Starting his new business has not been easy, either. Kinney has had to deal with code changes and updates after moving into a space that had been occupied by the same business for decades. The supply chain disruption caused problems early on, and finding reliable contractors is always a challenge. He estimated that he’s built 70% of the shop with his own two hands, down to the linoleum-tile floor. Fortunately, he had help from friends and investors who believed in what he was doing. Kinney has maintained an open dialogue between himself and the community, using his Facebook and Instagram pages as a sort of “walking, live document” detailing the ups and downs of R Town’s opening.
“It resonated with people—and I don’t know why,” he said. “I’m going to keep doing it, though.”
One Facebook post was shared more than 250 times locally, and people kept coming in to check the place out—often wanting to help, work or spend money, simply based his social media posts.

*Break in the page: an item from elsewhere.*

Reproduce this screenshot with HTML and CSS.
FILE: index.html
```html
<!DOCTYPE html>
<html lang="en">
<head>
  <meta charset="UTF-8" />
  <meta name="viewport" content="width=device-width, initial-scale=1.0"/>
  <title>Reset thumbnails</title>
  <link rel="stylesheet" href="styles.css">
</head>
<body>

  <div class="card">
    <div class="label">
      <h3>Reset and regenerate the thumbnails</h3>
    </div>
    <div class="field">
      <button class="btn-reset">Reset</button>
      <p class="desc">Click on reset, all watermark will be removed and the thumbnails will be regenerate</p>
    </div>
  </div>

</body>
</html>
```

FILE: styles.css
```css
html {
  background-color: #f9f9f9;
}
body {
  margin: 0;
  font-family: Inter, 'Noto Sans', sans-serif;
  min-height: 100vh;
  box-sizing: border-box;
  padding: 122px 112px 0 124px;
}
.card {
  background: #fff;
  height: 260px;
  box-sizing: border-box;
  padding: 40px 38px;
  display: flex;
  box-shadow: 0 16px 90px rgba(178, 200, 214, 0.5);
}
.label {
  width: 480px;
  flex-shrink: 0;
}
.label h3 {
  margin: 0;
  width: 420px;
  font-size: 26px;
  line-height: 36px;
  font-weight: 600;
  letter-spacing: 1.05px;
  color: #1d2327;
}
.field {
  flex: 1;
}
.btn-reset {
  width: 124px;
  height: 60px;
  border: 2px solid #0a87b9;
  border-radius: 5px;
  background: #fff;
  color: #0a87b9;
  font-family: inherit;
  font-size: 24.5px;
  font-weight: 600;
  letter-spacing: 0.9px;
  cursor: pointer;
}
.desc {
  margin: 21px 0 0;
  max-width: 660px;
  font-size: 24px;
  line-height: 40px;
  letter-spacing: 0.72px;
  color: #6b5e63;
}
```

“This community as a whole has been mind-blowing for me,” said Kinney. “The amount of help that we have been offered and have received from people—I don’t even know.”
The hard work Kinney and his team have put into the place is apparent. As we talked, patrons came and went, and the employees in the open kitchen buzzed about like they’d been there for years. Joan Jett rocked out overhead, and a few pinball machines—including an original 1989 Elvira machine—beckoned to be played. The place has a refreshing, bright and open ambiance. Kinney said patrons often mention the place’s welcoming vibe.
Now, back to the food: Detroit-style pizza has a distinctive focaccia-like crust and square shape, because, as the legend goes, the pizzas were originally made in steel automotive-parts pans. The crust is about an inch thick, yet light, airy and crisp, but with a slight chew. Cheese blends are common, with Wisconsin block and mozzarella being R Town’s preferred mix. The cheese is put directly onto the dough, followed by the toppings—and then, finally, the sauce is applied in a “racing stripe” pattern, in honor of Detroit being Motor City.
R Town’s top three pies are the Three One Three, a “ubiquitous Detroit-style” double pepperoni pie; The Motown, R Town’s version of a supreme pizza; and the Alex Murphy, a spicy meat pizza named after the Robocop character. Non-pizza favorites include the garlic cheese bread, meatballs, and the Pterosaur wings: one-pound confit-style turkey wings cooked for 10 hours with a choice of sauce.
Kinney said all of the dough, bread, sauces and dressings—plus even the vegan cheese—is made in-house. (Yes, R Town also has vegetarian and vegan options.) Kinney and crew also try to minimize waste and packaging, using boxes that fit the Detroit-style pie’s unique shape.
Despite the stress and setbacks, Kinney said he’s treated it all as a learning experience. He chooses to focus on the positive and feels great satisfaction seeing his customers and employees happy and enjoying themselves. He said he still has much work to do to stabilize the business, but he has high hopes for what is to come.
“This is a future for my kids. I want to build something that I can leave them, because I have to think about that stuff,” Kinney said. “I want my employees to grow and be happy.”
He said he also thinks about opening other locations in the future and creating ownership options for his employees. He loves the idea of all of his franchisees being people who have worked for R Town.
“I just hope we build something that is beautiful and resonates with (employees), and that they’re happy with, and that they’re happy to come in and do every day,” Kinney said. “Really, that’s it. That’s all I can ask for.”